Estudo sobre a discrição (Parte 1)



Introdução

  Em sua obra Diálogos, livro II, São Gregório Magno se detêm, exclusivamente, na figura do “homem de Deus”, São Bento. Apresentará a sua “vida” não como as biografias modernas, mas a partir de suas palavras e de seus milagres, delineando o perfil do santo como homem sábio nas coisas de Deus (cf. Diál.II, Prol.) e homem amigo dos homens (cf. Diál.II, 1). São Gregório louvará não apenas a clareza da linguagem de São Bento, mas sobretudo a discrição na sua doutrina (cf. Diál.II, 36).

  O vocábulo discretio e sua compreensão não são originais de São Bento, mas tomado por ele, certamente, da obra de Cassiano (Colações II). Nesta obra, há um verdadeiro tratado sobre a discretio: a graça da discrição, a importância da discrição, a ignorância da discrição, referências da discrição nas Escrituras Sagradas, aquisição da discrição, etc.

  Diferente de Cassiano, até porque não convinha ao gênero “Regra”, Bento não faz um tratado sobre a discrição, mas a apresenta como virtude necessária e integrante da vida de um mosteiro, a começar pelo seu abade e expansiva a todos os que desejam servir a Deus de coração sincero e conviver com os irmãos de maneira fraterna.

  Poderíamos dizer que Cassiano foi “teórico” da discretio, enquanto Bento foi “prático”, encarnando em sua vida e na de seus monges a “mãe das virtudes” (RB 64,19). A discretio perpassa toda a Santa Regra, se não explícita, implicitamente.

  Segundo Dom Tomaz Graf OSB, “se há uma virtude propriamente beneditina, é a da discrição” e diríamos também que , por causa dela, a  Regra beneditina prevaleceu e se perpetuou pelos tempos; mais, fez também a Regra influenciar tantas outras Regras e marcar profundamente a vida de outros tantos consagrados. Modernamente, tal influência se fez ver na obra de Santo Inácio de Loyola quando apresentou, pormenorizadamente, a discrição como “discernimento” em seus “Exercícios espirituais”.

  Mas o que vem a ser discrição? A palavra discrição vem do grego "diákrisis" e da sua correspondente latina discretio. Segundo o Dicionário de Termos da Fé , é a “arte de distinguir e de reter efetivamente o que, nos atos ou nas palavras, não deve ser feito nem dito; arte de guardar um segredo, de não fazer perguntas curiosas, de não forçar a intimidade dos outros, de não lhes impor uma presença incômoda e inoportuna. Disposição pela qual se evita, na vida espiritual ou na disciplina religiosa, tudo o que seria excesso, singularidades ou falta de equilíbrio.

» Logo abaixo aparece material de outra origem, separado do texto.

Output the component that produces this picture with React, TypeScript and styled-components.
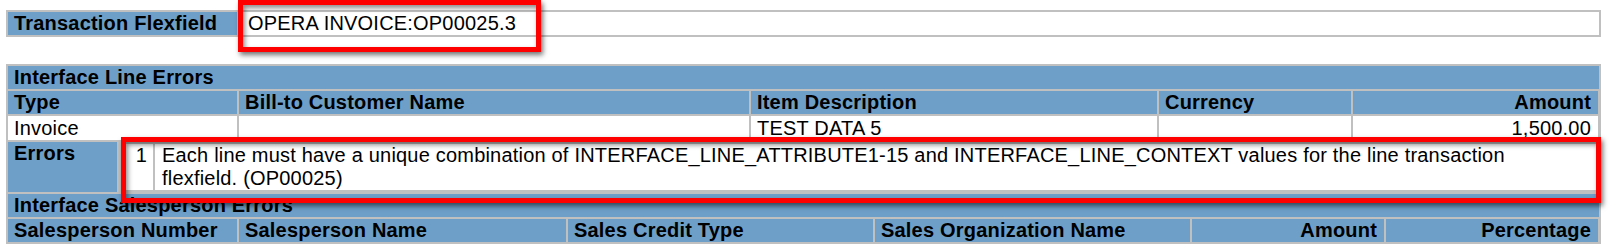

É a virtude da moderação e justo meio, a reguladora ou o árbitro das outras virtudes”. Estas últimas definições parecem ser, de fato, o que Cassiano apresentou e que São Bento tão bem demonstrou em sua Regra.

  São Bento considera a fraqueza humana, olha para seus monges como indivíduos, vê concretamente cada homem. Neste aspecto o consideramos um “humanista”, porque se debruça sobre a questão do homem, não como um filósofo ou jurista, mas como pai que se preocupa com a salvação de todos os seus filhos (cf. Prólogo da RB).

  Em sua preocupação de levar todos para Deus, Bento se utiliza da ferramenta da discretio; pelos diversos temperamentos, pelos altos e baixos, pelas diversas necessidades, devem haver cuidados pessoais e únicos da parte do abade. Não se pode nivelar. Sem a discretio não existe paternidade espiritual.

  Vista nestes termos, a discrição pode ser entendida por “medida”, “discernimento”, “moderação”; ela regula os excessos, persegue o fundamental e dá equilíbrio a todas as coisas. No dizer de Cassiano: “É ela que, deixando de lado os dois excessos contrários, ensina o monge a andar na estrada real. Nem o deixa desviar-se à direita, num fervor excessivo de virtudes com que presume totalmente ir além dos limites da justa temperança; nem lhe permite, quando seduzido pelo relaxamento, dobrar à esquerda e descer para os vícios, afrouxando-se na tibieza da alma, sob pretexto de governar o corpo” (Colações II, 2).

  Neste trabalho, apresentaremos, de maneira sucinta, a virtude da discretio em Cassiano e de maneira mais larga na Santa Regra e concluiremos levantando alguns valores para a vida cristã e monástica. Omitiremos, pela brevidade do estudo, outras fontes do período patrístico, medieval e moderno.